By granting GM an administrative priority claim that could be filed against all of its debtors, the noteholders said Delphi is trying to allow the equity value of its foreign subsidiaries "to be stripped for the benefit of its failing North American subsidiary operations, which may have no equity value at all."

The noteholders said Delphi should be exploring other alternatives to restructure its North American operations, including union negotiations, exiting unprofitable businesses and rejecting unprofitable contracts and negotiating agreements with its customers, including GM, to increase its pricing to rational levels that would allow the North American operations to operate on an economic basis.

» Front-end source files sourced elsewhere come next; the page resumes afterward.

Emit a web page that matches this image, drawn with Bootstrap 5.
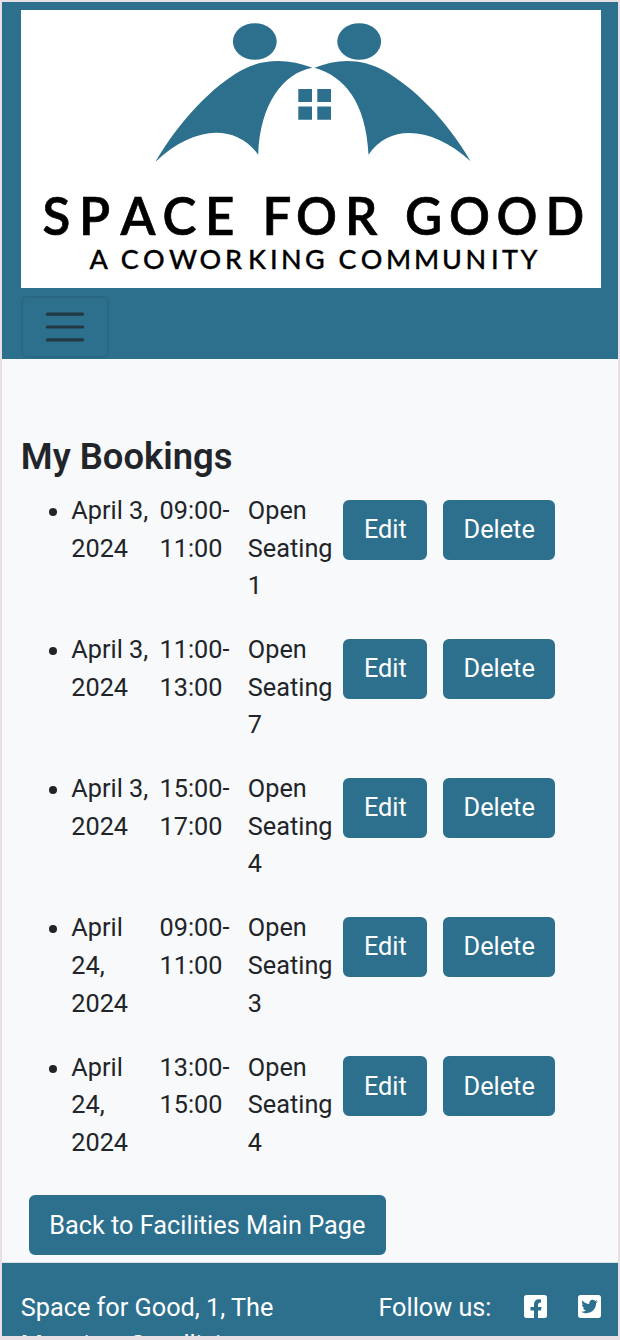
<!DOCTYPE html>
<html lang="en">
<head>
<meta charset="utf-8">
<meta name="viewport" content="width=device-width, initial-scale=1">
<title>My Bookings</title>
<link href="https://cdn.jsdelivr.net/npm/bootstrap@5.3.0/dist/css/bootstrap.min.css" rel="stylesheet">
<style>
:root{--brand:#2d708e}
html{font-size:25.06px}
body{font-family:Roboto,"Liberation Sans",sans-serif;font-size:25.25px;line-height:37.6px;background:#e9e0e5;height:1340px;overflow:hidden;padding:2px 2px 4px}
.page-frame{height:1334px;background:#f8f9fb;overflow:hidden}
.brand-bg{background:var(--brand)}
.site-nav{height:357px;padding:7.8px 17px 0 18.8px}
.site-logo{width:580px;height:278.3px;background:#fff}
.site-nav .navbar-toggler{margin-top:7.8px;border:2px solid rgba(0,0,0,.08);width:88px;height:62.5px;padding:0;display:flex;align-items:center;justify-content:center;--bs-navbar-toggler-border-radius:6px}
.site-nav .navbar-toggler-icon{width:48px;height:48px}
.main-area{padding:76px 17px 0 18.8px}
.page-title{font-size:36.4px;font-weight:600;line-height:1.2;margin-bottom:13.3px}
.booking-list{padding-left:50.5px}
.booking-item{height:139.15px}
.btn-brand{--bs-btn-color:#fff;--bs-btn-bg:var(--brand);--bs-btn-border-color:var(--brand);--bs-btn-hover-bg:#245a72;--bs-btn-hover-color:#fff;--bs-btn-border-width:2px;--bs-btn-border-radius:6px;--bs-btn-font-size:25.3px;--bs-btn-padding-y:9.2px;--bs-btn-padding-x:18.6px;line-height:37.6px;margin:7.8px}
.booking-item .btn-brand{margin-left:7.2px;margin-right:8.4px}
.site-footer{border-top:1px solid #dee2e6;padding:26px 17.5px 0 18.8px;height:110px;margin-top:-1.4px}
.follow-label{margin-right:32px}
.social-icons{display:grid;grid-template-columns:23px 23px;column-gap:31px;row-gap:15.6px;padding-top:6px}
</style>
</head>
<body>
<div class="page-frame">
  <nav class="navbar navbar-light brand-bg site-nav d-block">
    <svg class="site-logo d-block" viewBox="21 10 580 278" preserveAspectRatio="none" role="img">
      <g fill="#2d708e">
        <ellipse cx="254.8" cy="41.5" rx="21.9" ry="18.3"/>
        <ellipse cx="359.2" cy="41.5" rx="21.9" ry="18.3"/>
        <path d="M155.3 161.8C180 120 212 87 241 70.500C263 58 289 58.500 312.500 67.800C283 73 260 104 258.200 154.500C234 122 192 127 155.300 161.800Z"/>
        <path d="M470.500 161C446 119 413 87 384 70.500C361 58 337 58.500 314.500 67.800C344 76 366 102 368.500 154.500C391 122 434 128 470.500 161Z"/>
        <path d="M298.300 89H312V102H298.300ZM317.300 89H331V102H317.300ZM298.300 106.500H312V119.700H298.300ZM317.300 106.500H331V119.700H317.300Z"/>
      </g>
      <g font-family="Lato, sans-serif" fill="#000" stroke="#000">
        <text font-size="51" font-weight="600" stroke-width=".7" y="234.300" x="42.500 79 120.500 162.500 205 262.500 296 345 405 449 496.500 545.500">SPACEFORGOOD</text>
        <text font-size="27" font-weight="500" stroke-width=".3" y="269" x="89.500 120.700 143 169 199.500 225 248 270 281 305 338.500 360.700 386 414 442 465.500 491 502 520.500">ACOWORKINGCOMMUNITY</text>
      </g>
    </svg>
    <button class="navbar-toggler" type="button" aria-label="Toggle navigation"><span class="navbar-toggler-icon"></span></button>
  </nav>
  <main class="main-area">
    <h1 class="page-title">My Bookings</h1>
    <ul class="booking-list mb-0">
      <li class="booking-item"><div class="row g-0"><div class="col-2">April 3, 2024</div><div class="col-2">09:00-11:00</div><div class="col-2">Open Seating 1</div><div class="col-6 d-flex align-items-start"><a class="btn btn-brand">Edit</a><a class="btn btn-brand">Delete</a></div></div></li>
      <li class="booking-item"><div class="row g-0"><div class="col-2">April 3, 2024</div><div class="col-2">11:00-13:00</div><div class="col-2">Open Seating 7</div><div class="col-6 d-flex align-items-start"><a class="btn btn-brand">Edit</a><a class="btn btn-brand">Delete</a></div></div></li>
      <li class="booking-item"><div class="row g-0"><div class="col-2">April 3, 2024</div><div class="col-2">15:00-17:00</div><div class="col-2">Open Seating 4</div><div class="col-6 d-flex align-items-start"><a class="btn btn-brand">Edit</a><a class="btn btn-brand">Delete</a></div></div></li>
      <li class="booking-item"><div class="row g-0"><div class="col-2">April 24, 2024</div><div class="col-2">09:00-11:00</div><div class="col-2">Open Seating 3</div><div class="col-6 d-flex align-items-start"><a class="btn btn-brand">Edit</a><a class="btn btn-brand">Delete</a></div></div></li>
      <li class="booking-item"><div class="row g-0"><div class="col-2">April 24, 2024</div><div class="col-2">13:00-15:00</div><div class="col-2">Open Seating 4</div><div class="col-6 d-flex align-items-start"><a class="btn btn-brand">Edit</a><a class="btn btn-brand">Delete</a></div></div></li>
    </ul>
    <div class="d-flex"><a class="btn btn-brand">Back to Facilities Main Page</a></div>
  </main>
  <footer class="site-footer brand-bg text-white d-flex justify-content-between">
    <div>Space for Good, 1, The<br>Mansion, Goodlici</div>
    <div class="d-flex">
      <span class="follow-label">Follow us:</span>
      <div class="social-icons">
        <svg width="23" height="23" viewBox="0 0 23 23"><path fill="#fff" d="M2.500 0H20.500Q23 0 23 2.500V20.500Q23 23 20.500 23H14V15.500H17L17.600 12H14V10.500C14 8.400 14.800 7.600 17 7.600V4.400C12.500 3.500 10 5.500 10 9.500V12H6.500V15.500H10V23H2.500Q0 23 0 20.500V2.500Q0 0 2.500 0Z"/></svg>
        <svg width="23" height="23" viewBox="0 0 448 448"><path fill="#fff" d="M400 0H48C21.500 0 0 21.500 0 48v352c0 26.500 21.500 48 48 48h352c26.500 0 48-21.500 48-48V48c0-26.500-21.500-48-48-48zm-48.900 158.800c.2 2.800.2 5.700.2 8.500 0 86.700-66 186.600-186.600 186.600-37.200 0-71.700-10.800-100.700-29.400 5.300.6 10.400.8 15.800.8 30.700 0 58.900-10.400 81.400-28-28.800-.6-53-19.500-61.300-45.500 10.100 1.500 19.200 1.500 29.600-1.200-30-6.100-52.500-32.500-52.500-64.400v-.8c8.700 4.900 18.900 7.900 29.600 8.300a65.447 65.447 0 0 1-29.200-54.600c0-12.200 3.200-23.400 8.900-33.100 32.300 39.800 80.800 65.800 135.200 68.600-9.300-44.500 24-80.600 64-80.600 18.900 0 35.900 7.900 47.900 20.700 14.800-2.800 29-8.300 41.600-15.800-4.900 15.200-15.200 28-28.800 36.100 13.200-1.400 26-5.100 37.800-10.200-8.900 13.100-20.100 24.700-32.900 34z"/></svg>
        <svg width="23" height="23"><rect width="23" height="23" rx="2.500" fill="#fff"/></svg>
        <svg width="23" height="23"><rect width="23" height="23" rx="2.500" fill="#fff"/></svg>
      </div>
    </div>
  </footer>
</div>
<script src="https://cdn.jsdelivr.net/npm/bootstrap@5.3.0/dist/js/bootstrap.bundle.min.js"></script>
</body>
</html>
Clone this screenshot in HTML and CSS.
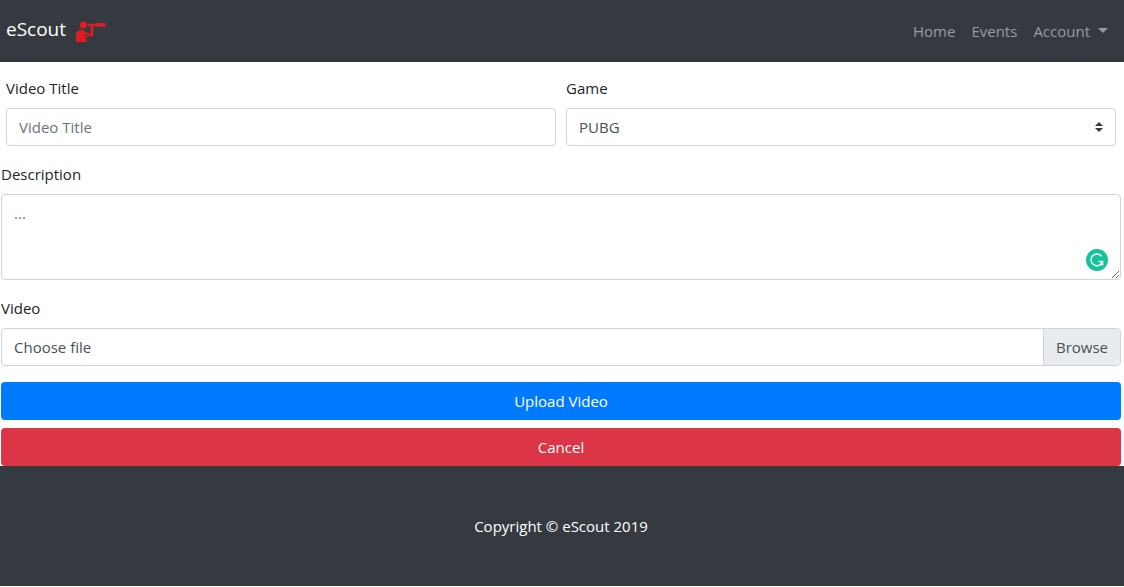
FILE: index.html
```html
<!DOCTYPE html>
<html lang="en">
<head>
<meta charset="utf-8">
<meta name="viewport" content="width=device-width, initial-scale=1">
<title>eScout - Upload Video</title>
<link rel="stylesheet" href="styles.css">
</head>
<body>
<nav class="navbar">
  <a class="brand" href="#">eScout
    <svg class="brand-icon" viewBox="0 0 30 22" aria-hidden="true">
      <circle cx="7.4" cy="4" r="3.5"/>
      <path d="M11.4 3.2L13 2.7H20.4V1.9H29.4V5.8H20.4V5H17.2V14.6Q17 16 15.6 15.6L7.6 13L8.6 10.8L14.6 13V5.2L12 5Z"/>
      <path d="M0 21V14.2Q.4 9.6 4.6 8.8Q7.6 8.3 9 10.4L10 12L7.6 14L12.6 15.8L9.4 17.4L11.2 21Z"/>
    </svg>
  </a>
  <div class="nav-links">
    <a class="nav-link" href="#">Home</a>
    <a class="nav-link" href="#">Events</a>
    <a class="nav-link dropdown" href="#">Account</a>
  </div>
</nav>
<main>
  <form class="upload-form">
    <div class="form-row">
      <div class="form-group">
        <label for="title">Video Title</label>
        <input class="control" id="title" type="text" placeholder="Video Title">
      </div>
      <div class="form-group">
        <label for="game">Game</label>
        <div class="field">
          <select class="control" id="game"><option>PUBG</option></select>
          <svg class="select-arrows" viewBox="0 0 8 10" aria-hidden="true"><path d="M4 0L0 4H8ZM0 6H8L4 10Z"/></svg>
        </div>
      </div>
    </div>
    <div class="form-group">
      <label for="description">Description</label>
      <div class="field">
        <textarea class="control" id="description" rows="3" placeholder="..."></textarea>
        <svg class="checker" viewBox="0 0 22 22" aria-hidden="true">
          <circle cx="11" cy="11" r="11" fill="#15c39a"/>
          <path d="M15.6 7.2A5.9 5.9 0 1 0 16.3 13.4M12.4 12.5H16.5V16.4" fill="none" stroke="#fff" stroke-width="1.5"/>
        </svg>
      </div>
    </div>
    <div class="form-group">
      <label for="video">Video</label>
      <div class="field">
        <div class="file-face" aria-hidden="true"><span class="file-name">Choose file</span><span class="file-browse">Browse</span></div>
        <input class="file-input" id="video" type="file">
      </div>
    </div>
    <div class="actions">
      <button class="btn btn-primary" type="submit">Upload Video</button>
      <button class="btn btn-danger" type="button">Cancel</button>
    </div>
  </form>
</main>
<footer class="footer">Copyright © eScout 2019</footer>
</body>
</html>
```
FILE: styles.css
```css
*, *::before, *::after { box-sizing: border-box; }
body {
  margin: 0;
  background: #fff;
  color: #212529;
  font: 15px/24px "Segoe UI", "Open Sans", "Noto Sans", sans-serif;
}
.navbar {
  display: flex;
  align-items: center;
  justify-content: space-between;
  padding: 8px 8px 8px 6px;
  min-height: 62px;
  background: #343a40;
  border-bottom: 1px solid #2e3338;
}
.brand {
  display: flex;
  align-items: center;
  gap: 10px;
  padding-bottom: 4px;
  color: #fff;
  font-size: 19px;
  line-height: 30px;
  text-decoration: none;
}
.brand-icon {
  width: 30px;
  height: 22px;
  margin-top: 6px;
  fill: #e31b23;
}
.nav-links { display: flex; }
.nav-link {
  padding: 8px;
  color: #999c9f;
  text-decoration: none;
}
.dropdown::after {
  content: "";
  display: inline-block;
  margin-left: 8px;
  vertical-align: 4px;
  border-top: 5px solid;
  border-right: 5px solid transparent;
  border-left: 5px solid transparent;
}
.upload-form { padding: 14px 3px 0 1px; }
.form-row {
  display: grid;
  grid-template-columns: 1fr 1fr;
  gap: 10px;
  padding: 0 5px;
}
.form-group { margin-bottom: 16px; }
label {
  display: block;
  margin-bottom: 8px;
}
.field { position: relative; }
.control {
  display: block;
  width: 100%;
  height: 38px;
  padding: 6px 12px;
  border: 1px solid #ced4da;
  border-radius: 4px;
  background: #fff;
  color: #495057;
  font: inherit;
  appearance: none;
}
.control::placeholder { color: #6c757d; opacity: 1; }
textarea.control {
  height: auto;
  overflow: auto;
  resize: vertical;
}
.select-arrows {
  position: absolute;
  top: 14px;
  right: 13px;
  width: 8px;
  height: 10px;
  fill: #343a40;
  pointer-events: none;
}
.checker {
  position: absolute;
  right: 13px;
  bottom: 9px;
  width: 22px;
  height: 22px;
}
.file-face {
  display: flex;
  overflow: hidden;
  border: 1px solid #ced4da;
  border-radius: 4px;
  color: #495057;
}
.file-name {
  flex: 1;
  padding: 6px 12px;
}
.file-browse {
  padding: 6px 12px;
  border-left: 1px solid #ced4da;
  background: #e9ecef;
}
.file-input {
  position: absolute;
  inset: 0;
  width: 100%;
  opacity: 0;
}
.actions {
  display: grid;
  gap: 8px;
}
.btn {
  padding: 7px 12px;
  border: 0;
  border-radius: 4px;
  color: #fff;
  font: inherit;
}
.btn-primary { background: #007bff; }
.btn-danger { background: #dc3545; }
.footer {
  padding: 48px 3px 48px 1px;
  background: #343a40;
  color: #fff;
  text-align: center;
}
```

In addition, the noteholders said the proposed shifting of assets and debts constitutes a substantive consolidation of the company's estates outside of a plan of reorganization.

CR Intrinsic and Highland said an examiner should be appointed to investigate how the GM arrangement will impact the different debtors and whether it will benefit some of Delphi's debtor estates to the detriment of others.

As previously reported, GM has agreed to increase its advances to Delphi by up to $300 million.

In May, GM agreed to advance up to $650 million to Delphi to support the company's objective to maintain a minimum of $500 million of liquidity in available funds through the second half of 2008.

Delphi said in the motion that it has now determined that it needs to further enhance its liquidity through the rest of the year.

As a result, GM has agreed to increase its advance commitment to $950 million from $650 million, which Delphi said will allow it to maintain a minimum of $300 million of liquidity in available funds.

Under the amended GM arrangement, interest on advances above the original $650 million facility amount will be cancelled if a GM-approved plan of reorganization takes effect before the termination of Delphi's tranche B DIP loan.

In addition, GM can terminate the arrangement amendment if Delphi has not filed amendments to its plan of reorganization and disclosure statement by Oct. 31.

A hearing is scheduled for Aug. 26.

Delphi, a Troy, Mich.-based automotive electronics manufacturer, filed for bankruptcy on Oct. 8, 2005. Its Chapter 11 case number is 05-44481.